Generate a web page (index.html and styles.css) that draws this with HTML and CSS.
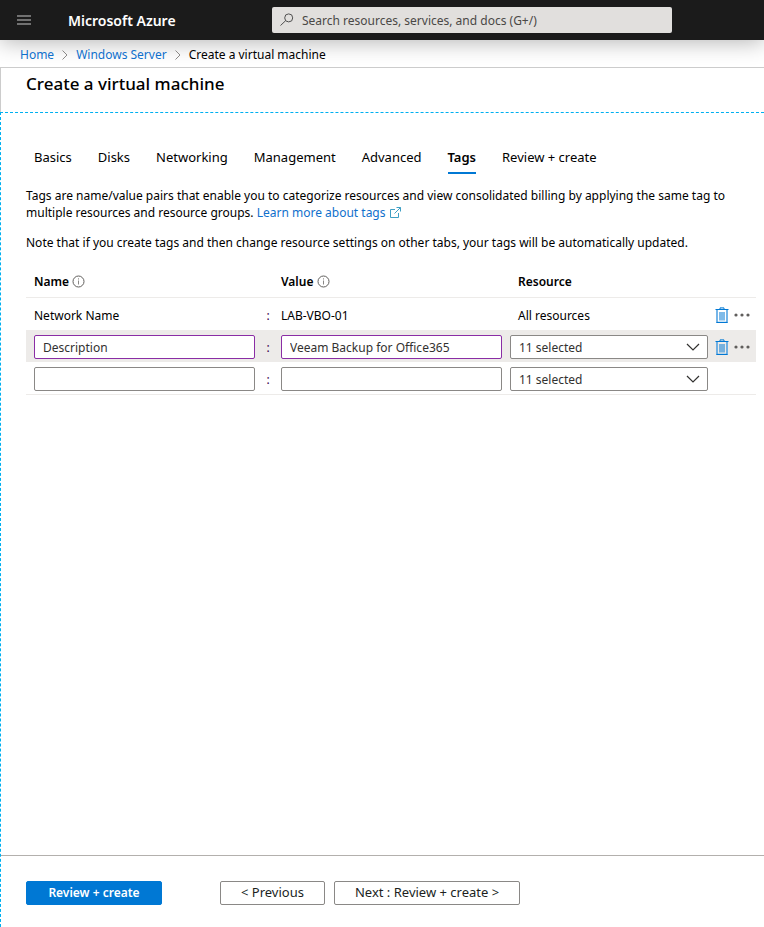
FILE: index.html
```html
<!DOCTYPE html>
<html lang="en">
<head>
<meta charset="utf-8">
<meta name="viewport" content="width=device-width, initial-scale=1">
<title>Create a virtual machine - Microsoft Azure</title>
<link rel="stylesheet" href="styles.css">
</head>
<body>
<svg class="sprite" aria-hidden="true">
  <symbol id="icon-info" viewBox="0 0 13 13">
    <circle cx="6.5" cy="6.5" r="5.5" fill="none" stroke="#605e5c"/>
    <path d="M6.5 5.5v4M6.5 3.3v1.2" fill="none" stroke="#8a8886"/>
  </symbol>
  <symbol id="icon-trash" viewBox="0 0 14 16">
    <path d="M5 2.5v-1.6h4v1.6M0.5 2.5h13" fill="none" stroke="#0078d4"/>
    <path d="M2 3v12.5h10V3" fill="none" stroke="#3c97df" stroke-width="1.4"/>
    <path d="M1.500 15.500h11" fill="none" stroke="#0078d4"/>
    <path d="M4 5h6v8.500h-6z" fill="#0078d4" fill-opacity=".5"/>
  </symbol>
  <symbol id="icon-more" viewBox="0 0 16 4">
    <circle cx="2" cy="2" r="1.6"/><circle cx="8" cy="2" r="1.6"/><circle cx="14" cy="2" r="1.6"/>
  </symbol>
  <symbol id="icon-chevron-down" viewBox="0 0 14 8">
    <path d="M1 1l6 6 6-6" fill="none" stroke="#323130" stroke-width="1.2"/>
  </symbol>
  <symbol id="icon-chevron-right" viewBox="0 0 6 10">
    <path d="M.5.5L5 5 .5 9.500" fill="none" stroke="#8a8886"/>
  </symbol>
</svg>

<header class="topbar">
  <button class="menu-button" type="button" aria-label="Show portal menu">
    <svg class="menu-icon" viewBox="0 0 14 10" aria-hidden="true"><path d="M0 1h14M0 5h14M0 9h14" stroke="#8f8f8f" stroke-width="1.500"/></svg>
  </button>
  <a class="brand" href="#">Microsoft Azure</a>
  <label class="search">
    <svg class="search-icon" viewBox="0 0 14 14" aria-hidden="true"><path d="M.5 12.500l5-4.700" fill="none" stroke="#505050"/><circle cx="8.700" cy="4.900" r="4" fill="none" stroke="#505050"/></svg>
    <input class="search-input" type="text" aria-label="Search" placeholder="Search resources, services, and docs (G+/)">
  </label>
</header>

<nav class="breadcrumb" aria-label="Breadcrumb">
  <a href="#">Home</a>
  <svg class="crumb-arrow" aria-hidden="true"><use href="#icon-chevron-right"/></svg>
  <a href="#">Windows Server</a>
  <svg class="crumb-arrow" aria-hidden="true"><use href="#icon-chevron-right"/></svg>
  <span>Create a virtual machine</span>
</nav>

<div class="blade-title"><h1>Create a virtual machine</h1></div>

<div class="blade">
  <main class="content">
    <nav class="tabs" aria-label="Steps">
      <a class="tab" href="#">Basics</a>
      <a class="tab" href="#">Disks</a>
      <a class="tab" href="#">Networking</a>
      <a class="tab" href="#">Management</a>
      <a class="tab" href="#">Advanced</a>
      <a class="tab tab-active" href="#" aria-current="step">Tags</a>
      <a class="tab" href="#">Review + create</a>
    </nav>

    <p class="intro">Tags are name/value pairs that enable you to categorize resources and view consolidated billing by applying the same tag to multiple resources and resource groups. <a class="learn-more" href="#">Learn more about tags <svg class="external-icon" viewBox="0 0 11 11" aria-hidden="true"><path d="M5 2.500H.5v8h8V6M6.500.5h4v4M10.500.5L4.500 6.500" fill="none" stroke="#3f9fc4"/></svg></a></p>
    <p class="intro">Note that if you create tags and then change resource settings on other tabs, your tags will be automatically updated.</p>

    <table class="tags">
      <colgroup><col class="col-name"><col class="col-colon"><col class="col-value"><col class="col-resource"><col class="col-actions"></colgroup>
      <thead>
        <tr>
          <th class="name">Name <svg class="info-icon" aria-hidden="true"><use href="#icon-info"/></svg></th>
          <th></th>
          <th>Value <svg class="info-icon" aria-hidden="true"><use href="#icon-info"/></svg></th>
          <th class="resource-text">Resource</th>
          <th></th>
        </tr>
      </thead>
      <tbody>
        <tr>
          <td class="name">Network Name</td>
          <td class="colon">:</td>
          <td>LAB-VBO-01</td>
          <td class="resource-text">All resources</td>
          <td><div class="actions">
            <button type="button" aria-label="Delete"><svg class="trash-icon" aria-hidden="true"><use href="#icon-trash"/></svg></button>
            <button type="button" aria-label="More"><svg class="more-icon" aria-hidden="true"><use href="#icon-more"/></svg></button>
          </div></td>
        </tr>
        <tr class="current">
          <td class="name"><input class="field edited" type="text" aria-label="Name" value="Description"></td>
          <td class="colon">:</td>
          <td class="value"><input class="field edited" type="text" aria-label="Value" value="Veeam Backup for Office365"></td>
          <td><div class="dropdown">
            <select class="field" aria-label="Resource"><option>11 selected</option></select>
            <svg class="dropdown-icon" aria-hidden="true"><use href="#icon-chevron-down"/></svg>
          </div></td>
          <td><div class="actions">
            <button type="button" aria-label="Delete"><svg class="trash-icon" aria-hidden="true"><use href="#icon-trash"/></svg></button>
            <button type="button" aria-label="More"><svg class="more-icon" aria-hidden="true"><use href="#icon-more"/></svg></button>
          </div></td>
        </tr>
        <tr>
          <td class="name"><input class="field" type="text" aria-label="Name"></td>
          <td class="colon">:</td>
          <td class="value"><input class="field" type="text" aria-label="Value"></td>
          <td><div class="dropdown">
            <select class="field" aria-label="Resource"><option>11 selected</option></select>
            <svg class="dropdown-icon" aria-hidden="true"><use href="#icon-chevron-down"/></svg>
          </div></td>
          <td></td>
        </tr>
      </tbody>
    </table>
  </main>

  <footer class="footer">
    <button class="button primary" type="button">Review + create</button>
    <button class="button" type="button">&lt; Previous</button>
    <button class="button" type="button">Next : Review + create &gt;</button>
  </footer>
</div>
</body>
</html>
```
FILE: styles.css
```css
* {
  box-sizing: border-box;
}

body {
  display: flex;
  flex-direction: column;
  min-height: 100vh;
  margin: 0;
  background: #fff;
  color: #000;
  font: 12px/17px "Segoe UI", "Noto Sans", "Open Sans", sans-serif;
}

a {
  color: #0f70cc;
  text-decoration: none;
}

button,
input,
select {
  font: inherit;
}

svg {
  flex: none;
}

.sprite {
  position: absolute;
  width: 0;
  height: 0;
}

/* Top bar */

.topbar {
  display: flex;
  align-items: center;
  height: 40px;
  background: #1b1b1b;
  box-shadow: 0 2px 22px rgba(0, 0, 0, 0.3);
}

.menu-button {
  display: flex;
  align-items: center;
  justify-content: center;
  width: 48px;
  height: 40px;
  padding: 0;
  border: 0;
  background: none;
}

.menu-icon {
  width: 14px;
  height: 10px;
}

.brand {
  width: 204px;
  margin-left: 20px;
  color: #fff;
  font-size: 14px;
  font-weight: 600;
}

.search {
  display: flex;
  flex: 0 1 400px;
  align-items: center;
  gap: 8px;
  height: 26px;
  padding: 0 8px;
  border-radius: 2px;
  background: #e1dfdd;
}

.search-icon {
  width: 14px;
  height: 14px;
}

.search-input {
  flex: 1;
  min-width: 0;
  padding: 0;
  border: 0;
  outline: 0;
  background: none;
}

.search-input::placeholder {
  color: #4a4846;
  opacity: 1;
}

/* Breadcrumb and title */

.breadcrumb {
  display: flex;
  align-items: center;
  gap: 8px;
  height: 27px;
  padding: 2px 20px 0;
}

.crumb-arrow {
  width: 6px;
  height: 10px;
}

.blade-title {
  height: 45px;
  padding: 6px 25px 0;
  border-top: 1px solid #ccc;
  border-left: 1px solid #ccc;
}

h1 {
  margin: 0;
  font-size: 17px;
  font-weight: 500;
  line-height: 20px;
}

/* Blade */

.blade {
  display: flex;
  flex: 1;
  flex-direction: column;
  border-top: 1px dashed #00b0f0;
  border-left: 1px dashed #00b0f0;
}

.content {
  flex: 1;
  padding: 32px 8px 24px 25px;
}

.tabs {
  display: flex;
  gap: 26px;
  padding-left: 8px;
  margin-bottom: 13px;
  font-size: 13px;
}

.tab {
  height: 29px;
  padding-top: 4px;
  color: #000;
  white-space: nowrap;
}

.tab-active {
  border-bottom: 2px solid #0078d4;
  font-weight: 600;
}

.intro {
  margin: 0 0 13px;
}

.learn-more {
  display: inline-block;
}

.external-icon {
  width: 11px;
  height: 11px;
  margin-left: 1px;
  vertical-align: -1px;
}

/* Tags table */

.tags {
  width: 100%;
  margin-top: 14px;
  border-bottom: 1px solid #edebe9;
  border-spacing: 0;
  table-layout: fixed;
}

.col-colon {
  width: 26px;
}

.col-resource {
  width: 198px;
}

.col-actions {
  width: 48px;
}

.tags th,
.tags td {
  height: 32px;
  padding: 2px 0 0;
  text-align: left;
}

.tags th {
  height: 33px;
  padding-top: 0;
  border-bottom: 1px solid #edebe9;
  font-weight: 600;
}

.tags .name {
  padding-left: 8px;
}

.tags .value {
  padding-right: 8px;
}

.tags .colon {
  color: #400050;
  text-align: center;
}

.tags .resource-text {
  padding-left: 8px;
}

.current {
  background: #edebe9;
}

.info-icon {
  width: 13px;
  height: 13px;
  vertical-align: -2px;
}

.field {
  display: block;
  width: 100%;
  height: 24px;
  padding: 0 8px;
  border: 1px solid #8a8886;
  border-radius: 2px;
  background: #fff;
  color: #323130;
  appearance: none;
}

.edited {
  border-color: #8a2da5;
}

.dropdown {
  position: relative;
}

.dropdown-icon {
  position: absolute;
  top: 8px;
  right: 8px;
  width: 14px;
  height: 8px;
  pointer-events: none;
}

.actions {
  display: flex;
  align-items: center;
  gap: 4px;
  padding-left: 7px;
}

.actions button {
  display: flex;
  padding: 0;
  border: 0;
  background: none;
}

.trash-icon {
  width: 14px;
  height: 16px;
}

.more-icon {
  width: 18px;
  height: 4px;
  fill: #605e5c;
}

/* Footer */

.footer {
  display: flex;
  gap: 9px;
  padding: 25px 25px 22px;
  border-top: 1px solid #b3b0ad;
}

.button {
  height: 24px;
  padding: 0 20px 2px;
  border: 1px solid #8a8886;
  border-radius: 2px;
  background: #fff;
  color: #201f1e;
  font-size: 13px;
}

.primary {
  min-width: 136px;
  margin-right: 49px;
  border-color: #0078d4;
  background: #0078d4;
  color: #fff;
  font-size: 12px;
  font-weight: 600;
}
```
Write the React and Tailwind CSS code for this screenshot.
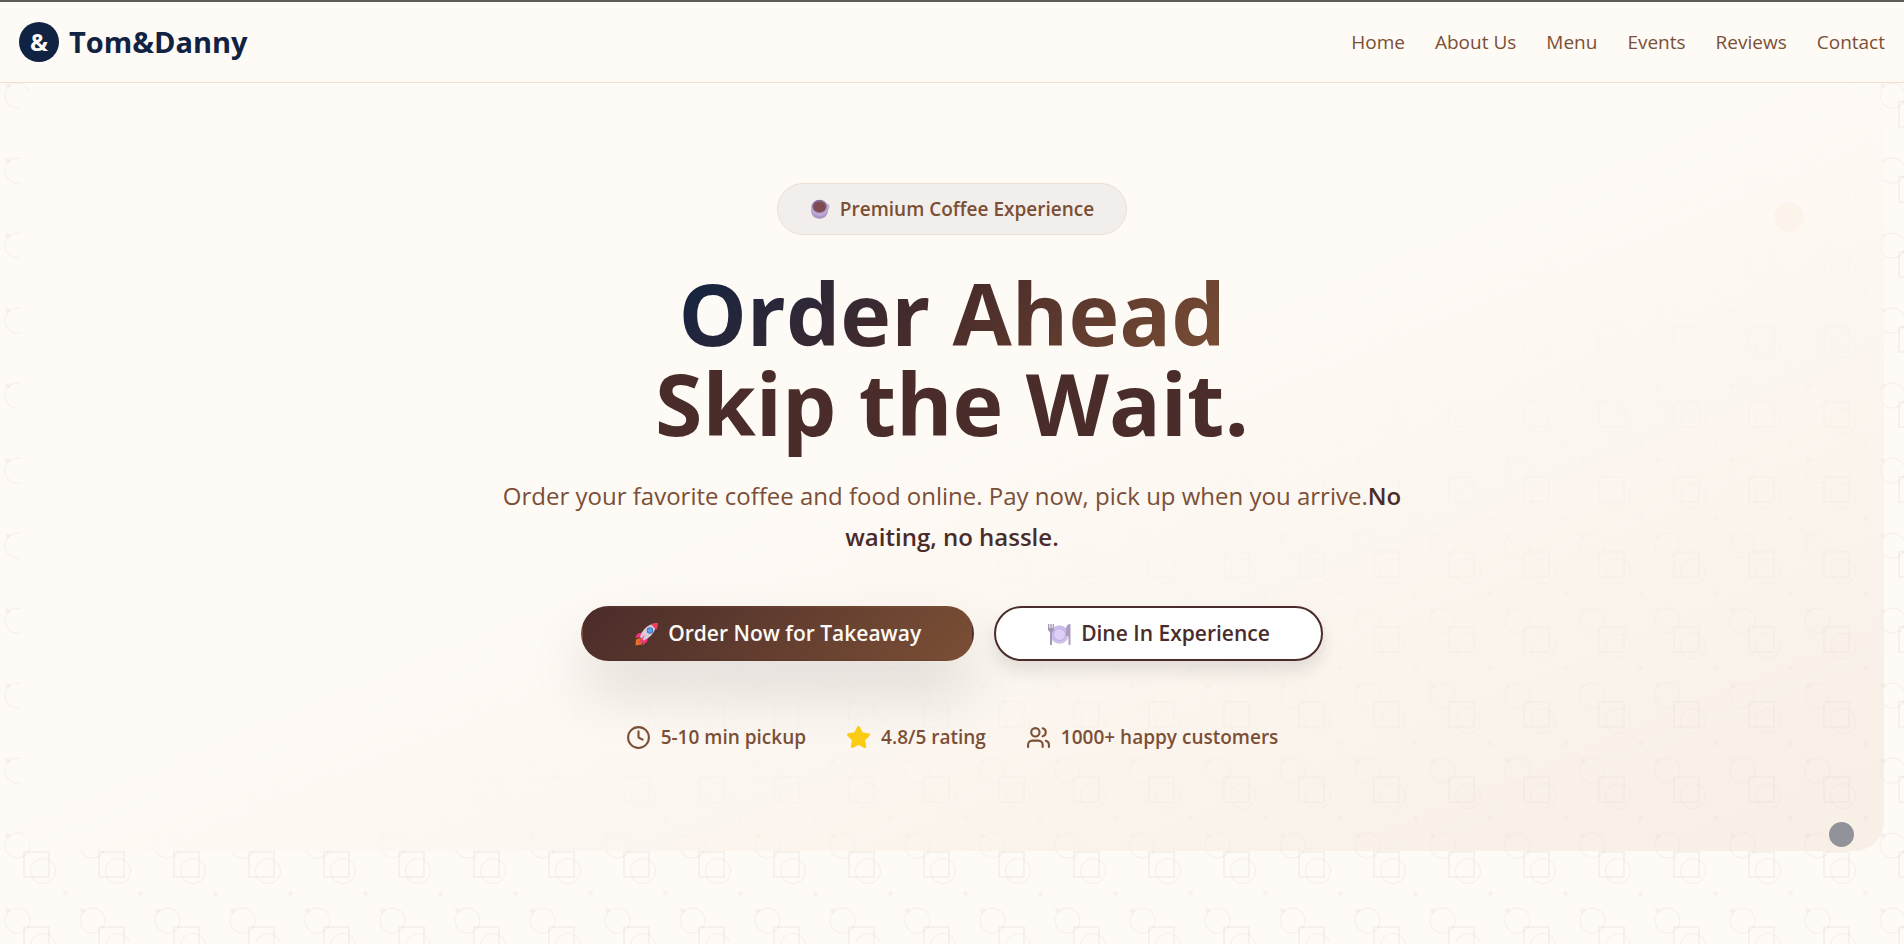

※

Exercise instructions
Pick out every line with the string "styles" and copy it.

Result of the task
Generate a web page (index.html and styles.css) that draws this with HTML and CSS.
<link rel="stylesheet" href="styles.css">
FILE: styles.css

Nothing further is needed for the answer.